Llamaron a la puerta y el monarca dio el adelante. Enseguida entró Isabel, ataviada en terciopelo negro, con una capa gris perla con capucha. La joven de diecisiete años hacía gala de una figura perfecta y sus ojos color celeste brillaban como zafiros. Su expresión había ganado en determinación y aplomo, aunque no había perdido del todo el aire de inocencia que la caracterizaba. Nada más entrar se retiró la capucha y le dedicó una reverencia al rey, mientras Alfonso se levantaba y se inclinaba. Pedro le sonrió, pero no disimuló un gesto de sorpresa.

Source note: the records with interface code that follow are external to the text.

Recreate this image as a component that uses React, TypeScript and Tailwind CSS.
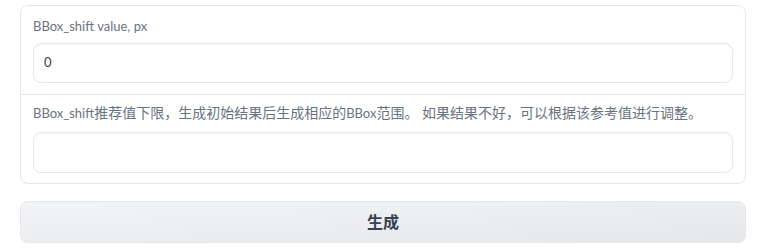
export default function App() {
  return (
    <div
      className="w-[760px] h-[250px] bg-white pt-[5px]"
      style={{ fontFamily: '"Source Sans Pro", Lato, "Noto Sans CJK SC", sans-serif' }}
    >
      <div className="ml-[20px] w-[726px]">
        {/* settings block */}
        <div className="border border-[#e5e7eb] rounded-lg bg-white">
          <div className="px-3 pt-[10px] pb-[11px]">
            <div className="text-[13px] leading-[20px] text-[#6b7280]">BBox_shift value, px</div>
            <div className="mt-[7px] h-[40px] rounded-lg border border-[#e5e7eb] shadow-[inset_0_1px_2px_rgba(0,0,0,0.04)] flex items-center px-[10px] text-[13px] text-[#374151]">
              0
            </div>
          </div>
          <div className="border-t border-[#e5e7eb] px-3 pt-[8px] pb-[10px]">
            <div className="text-[14px] leading-[20px] text-[#6b7280]">
              <span className="text-[13px]">BBox_shift</span>推荐值下限，生成初始结果后生成相应的<span className="text-[13px]">BBox</span>范围。 如果结果不好，可以根据该参考值进行调整。
            </div>
            <div className="mt-[9px] h-[41px] rounded-lg border border-[#e5e7eb] shadow-[inset_0_1px_2px_rgba(0,0,0,0.04)]" />
          </div>
        </div>

        <button className="mt-[17px] w-full h-[42px] rounded-lg border border-[#e5e7eb] bg-gradient-to-br from-[#f3f4f6] to-[#e5e7eb] text-[16px] font-bold text-[#374151]">
          生成
        </button>
      </div>
    </div>
  )
}
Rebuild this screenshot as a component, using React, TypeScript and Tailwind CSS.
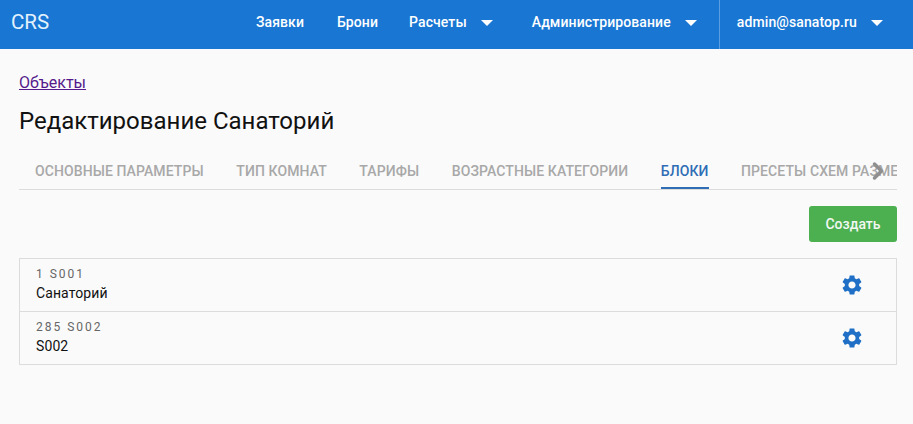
import { ChevronRight } from "lucide-react";

const tabs = ["Основные параметры", "Тип комнат", "Тарифы", "Возрастные категории", "Блоки", "Пресеты схем размещения"];

const rows = [
  { code: "1 S001", name: "Санаторий" },
  { code: "285 S002", name: "S002" },
];

function Caret() {
  return <span className="ml-[14px] mt-[2px] h-0 w-0 border-x-[6px] border-t-[6px] border-x-transparent border-t-white" />;
}

function Gear() {
  return (
    <svg viewBox="0 0 24 24" className="h-6 w-6 fill-[#1e6fc5]">
      <path d="M19.14 12.94c.04-.3.06-.61.06-.94 0-.32-.02-.64-.07-.94l2.03-1.58c.18-.14.23-.41.12-.61l-1.92-3.32c-.12-.22-.37-.29-.59-.22l-2.39.96c-.5-.38-1.03-.7-1.62-.94l-.36-2.54c-.04-.24-.24-.41-.48-.41h-3.84c-.24 0-.43.17-.47.41l-.36 2.54c-.59.24-1.13.57-1.62.94l-2.39-.96c-.22-.08-.47 0-.59.22L2.74 8.87c-.12.21-.08.47.12.61l2.03 1.58c-.05.3-.09.63-.09.94s.02.64.07.94l-2.03 1.58c-.18.14-.23.41-.12.61l1.92 3.32c.12.22.37.29.59.22l2.39-.96c.5.38 1.03.7 1.62.94l.36 2.54c.05.24.24.41.48.41h3.84c.24 0 .44-.17.47-.41l.36-2.54c.59-.24 1.13-.56 1.62-.94l2.39.96c.22.08.47 0 .59-.22l1.92-3.32c.12-.22.07-.47-.12-.61l-2.01-1.58zM12 15.6c-1.98 0-3.6-1.62-3.6-3.6s1.62-3.6 3.6-3.6 3.6 1.62 3.6 3.6-1.62 3.6-3.6 3.6z" />
    </svg>
  );
}

export default function App() {
  return (
    <div className="h-[424px] overflow-hidden bg-[#fafafa] font-['Roboto',sans-serif]">
      <header className="flex h-[49px] items-stretch bg-[#1976d2] pl-[11px] text-white">
        <span className="flex items-center pb-[5px] text-[20.5px] text-[#e3f2fd]">CRS</span>
        <nav className="ml-auto flex h-full items-stretch text-sm font-medium tracking-[0.1px]">
          <span className="mr-[33px] flex items-center pb-[5px]">Заявки</span>
          <span className="mr-[31px] flex items-center pb-[5px]">Брони</span>
          <span className="mr-[39px] flex items-center pb-[5px]">
            Расчеты
            <Caret />
          </span>
          <span className="flex items-center pb-[5px]">
            Администрирование
            <Caret />
          </span>
          <div className="ml-[22px] flex items-center border-l border-[#5a9ee0] pb-[5px] pl-[17px] pr-[30px]">
            admin@sanatop.ru
            <Caret />
          </div>
        </nav>
      </header>

      <main className="pl-[19px] pr-4 pt-[24px]">
        <a className="block text-base leading-5 text-[#551a8b] underline">Объекты</a>
        <h1 className="mt-3 text-[24px] leading-8 text-[#111]">Редактирование Санаторий</h1>

        <div className="relative mt-[18px] border-b border-[#dcdcdc]">
          <div className="flex h-[34px] gap-[32.5px] overflow-hidden whitespace-nowrap pl-4 text-sm font-medium uppercase tracking-[0.1px] text-[#a8a8a8]">
            {tabs.map((tab) => (
              <span
                key={tab}
                className={
                  tab === "Блоки"
                    ? "h-[34px] border-b-2 border-[#2f6db5] pt-[6px] text-[#2f6db5]"
                    : "pt-[6px]"
                }
              >
                {tab}
              </span>
            ))}
          </div>
          <ChevronRight className="absolute right-[5px] top-[2px] h-7 w-7 text-[#8f8f8f]" strokeWidth={3} />
        </div>

        <div className="mt-4 flex justify-end">
          <button className="h-9 w-[88px] rounded-[3px] bg-[#4caf50] text-sm font-medium text-[#f1f8f1]">Создать</button>
        </div>

        <div className="mt-4 border border-[#dcdcdc]">
          {rows.map((row, i) => (
            <div
              key={row.code}
              className={`flex items-center justify-between pl-4 pr-[32px] ${i > 0 ? "h-[53px] border-t border-[#dcdcdc]" : "h-[52px]"}`}
            >
              <div>
                <div className="text-xs leading-4 tracking-[2px] text-[#666]">{row.code}</div>
                <div className="mt-[1px] pb-[1px] text-sm leading-5 tracking-[0.1px] text-[#111]">{row.name}</div>
              </div>
              <Gear />
            </div>
          ))}
        </div>
      </main>
    </div>
  );
}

—Hola. Creía que no volverías hasta dentro de un par de días. No han anunciado tu llegada.

—Ya no tenía nada que hacer en Fuentes.

Desde hacía tiempo, el almirante Bocanegra había estado evitando a los mensajeros que el rey enviaba para negociar la cesión de unas mil cabezas de ganado. Al final su propia hermana, la infanta real, acudió como embajadora al feudo del almirante. No era la primera vez que acataba una misión de aquellas características: durante los últimos meses la princesa se había convertido en la flamante representante de la autoridad real en gran parte de Castilla y a menudo realizaba viajes diplomáticos en los que se veía obligada a entablar complejas negociaciones.

Isabel se acercó a su hermano y le alargó una carta.

—El almirante te envía sus saludos.

—No quiero sus saludos.

Pedro rompió el sello lacrado con el escudo de armas rojiblanco de los Bocanegra y comenzó a leer la misiva, mientras Isabel curioseaba un mapa que había desplegado sobre la mesa. Hubo un momento en que tuvo la impresión de que Alfonso la miraba, pero cuando levantó la vista el valido estaba enfrascado en su trabajo.

—¿Cómo lo has hecho? —saltó el rey con una carcajada— ¿Qué le dijiste?

La joven insinuó una mueca triunfante para mortificar al monarca, aunque en el fondo se sentía halagada.

—Estuvimos reunidos seis horas —suspiró—. Si no lo hubiera convencido habría acabado con él, ¡te lo aseguro! Ya no sabía qué decirle. Tuve que pactar el desvío de la vereda de Carmona hacia el este, para que pasara por sus tierras y el derecho de paso compensara la pérdida de los rebaños.

—Eso ya estaba previsto, la vereda de Carmona está muy poco transitable.

—Por eso se lo prometí —concluyó, aún frente al mapa.

Pedro estuvo a punto de echarse a reír.

—Ordena a los entregadores que se den prisa con el proyecto de Carmona —le dijo a Alfonso.

—Sí, Majestad.

El valido se marchó con algunos despachos bajo el brazo. Pedro se volvió hacia Isabel y le acarició el hombro.

—Estarás cansada.

—No demasiado.

—Has hecho un gran trabajo, preciosa. No sé qué haría sin ti.

La princesa se rió.

—A veces yo también me lo pregunto, mi señor.